Tuesday, March 2, 2010

Goodbye To Yorkshire


It's offical. Tetley's is to be brewed by Marston's in Warwickshire from 2011. That's proper, Tetley cask ale - not the weird 'Smoothflow' beer-flavoured drink with all the character of a McDonald's Thick Shake. That will continue to be synthesised in God's Acres, albeit in Tadcaster rather than Leeds. I'm not actually a Tetley drinker - but a lot of people are, especially in West Yorkshire which must still be the beer's core market. It's the pint of choice at my dad's club, despite the Taylor's brewery being 200 yards away. There will probably be some sort of boycott by the more patriotic Tykes, but ultimately the once-legendary brand will fade away to nothing more than a memory of a monocled hunstman.

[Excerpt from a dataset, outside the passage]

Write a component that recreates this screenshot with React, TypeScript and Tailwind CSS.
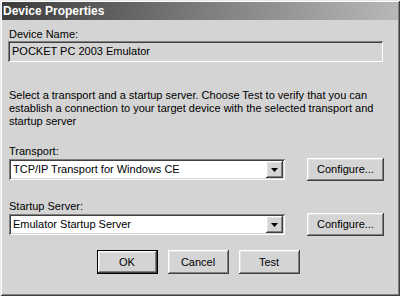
const font = "font-['Liberation_Sans',Arial,sans-serif]";

const raised =
  "shadow-[inset_-1px_-1px_#404040,inset_1px_1px_#ffffff,inset_-2px_-2px_#808080,inset_2px_2px_#e4e4e4]";
const sunken =
  "shadow-[inset_1px_1px_#808080,inset_-1px_-1px_#ffffff,inset_2px_2px_#404040,inset_-2px_-2px_#d4d4d4]";

function Button({ label, primary }: { label: string; primary?: boolean }) {
  return (
    <button
      type="button"
      className={`flex items-center justify-center bg-[#d4d4d4] text-[11px] text-black ${
        primary ? "border border-black" : ""
      } h-[24px] w-[61px] ${raised}`}
    >
      {label}
    </button>
  );
}

function Select({ value }: { value: string }) {
  return (
    <div className={`flex h-[21px] w-[276px] items-center bg-white p-[2px] ${sunken}`}>
      <span className="flex-1 pl-[2px] text-[11px] text-black">{value}</span>
      <div className={`flex h-[17px] w-[17px] items-center justify-center bg-[#d4d4d4] ${raised}`}>
        <svg width="7" height="4" viewBox="0 0 7 4">
          <path d="M0 0h7L3.5 4z" fill="#000" />
        </svg>
      </div>
    </div>
  );
}

function ConfigureButton() {
  return (
    <button
      type="button"
      className={`flex h-[23px] w-[77px] items-center justify-center bg-[#d4d4d4] text-[11px] text-black ${raised}`}
    >
      Configure...
    </button>
  );
}

export default function App() {
  return (
    <div
      className={`${font} flex h-[296px] w-[400px] flex-col bg-[#d4d4d4] shadow-[inset_1px_1px_#e8e8e8,inset_-1px_-1px_#404040,inset_2px_2px_#ffffff,inset_-2px_-2px_#808080]`}
    >
      <div className="mx-[2px] mt-[2px] flex h-[18px] items-center bg-gradient-to-r from-[#3c3c3c] via-[#7c7c7c] to-[#b8b8b8] pl-[1px] text-[12px] font-bold text-white">
        Device Properties
      </div>

      <div className="flex flex-col px-[8px] text-[11px] text-black">
        <div className="mt-[7px] h-[14px] pl-[1px] leading-[14px]">Device Name:</div>
        <div className={`h-[21px] w-[375px] px-[4px] leading-[21px] ${sunken}`}>
          POCKET PC 2003 Emulator
        </div>

        <p className="mt-[27px] pl-[1px] leading-[13px]">
          Select a transport and a startup server. Choose Test to verify that you can
          establish a connection to your target device with the selected transport and
          startup server
        </p>

        <div className="mt-[17px] h-[13px] pl-[1px] leading-[13px]">Transport:</div>
        <div className="flex items-center justify-between pl-[1px] pr-[8px]">
          <Select value="TCP/IP Transport for Windows CE" />
          <ConfigureButton />
        </div>

        <div className="mt-[19px] h-[13px] pl-[1px] leading-[13px]">Startup Server:</div>
        <div className="flex items-center justify-between pl-[1px] pr-[8px]">
          <Select value="Emulator Startup Server" />
          <ConfigureButton />
        </div>

        <div className="mt-[14px] flex justify-center gap-[10px] pr-[4px]">
          <Button label="OK" primary />
          <Button label="Cancel" />
          <Button label="Test" />
        </div>
      </div>
    </div>
  );
}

Pete Brown has interviewed Darran Britton of Carlsberg about this sorry state of affairs.

(picture from newswampthing)

2 comments:

Affer said...

I remember when Tetley's was good ale.....some decades ago. Now it seems to be some sort of weird franchise: the Pierre Cardin of so-called 'Bitter'. Even VW have given up just rebadging the Golf: the Skoda and SEAT variants are made in Czecho and Iberio.

Fortunately (as Carlsberg seem to have forgotten), there are a host of better names and ales extant - and long may they reign. I think Cadbury's may face a similar situation soon, as their chocolate is reworked to become more like Dairylea.

TIW said...

John Smith's went the same way - a once classic Yorkshire bitter, made to slake the thirst of metal-bashers and colliers, now only associated with tins full of what (to me) tastes of frozen peas. I usually encounter it at parties when a well-meaning host has thought "TIW is coming - better get some 'ale' in".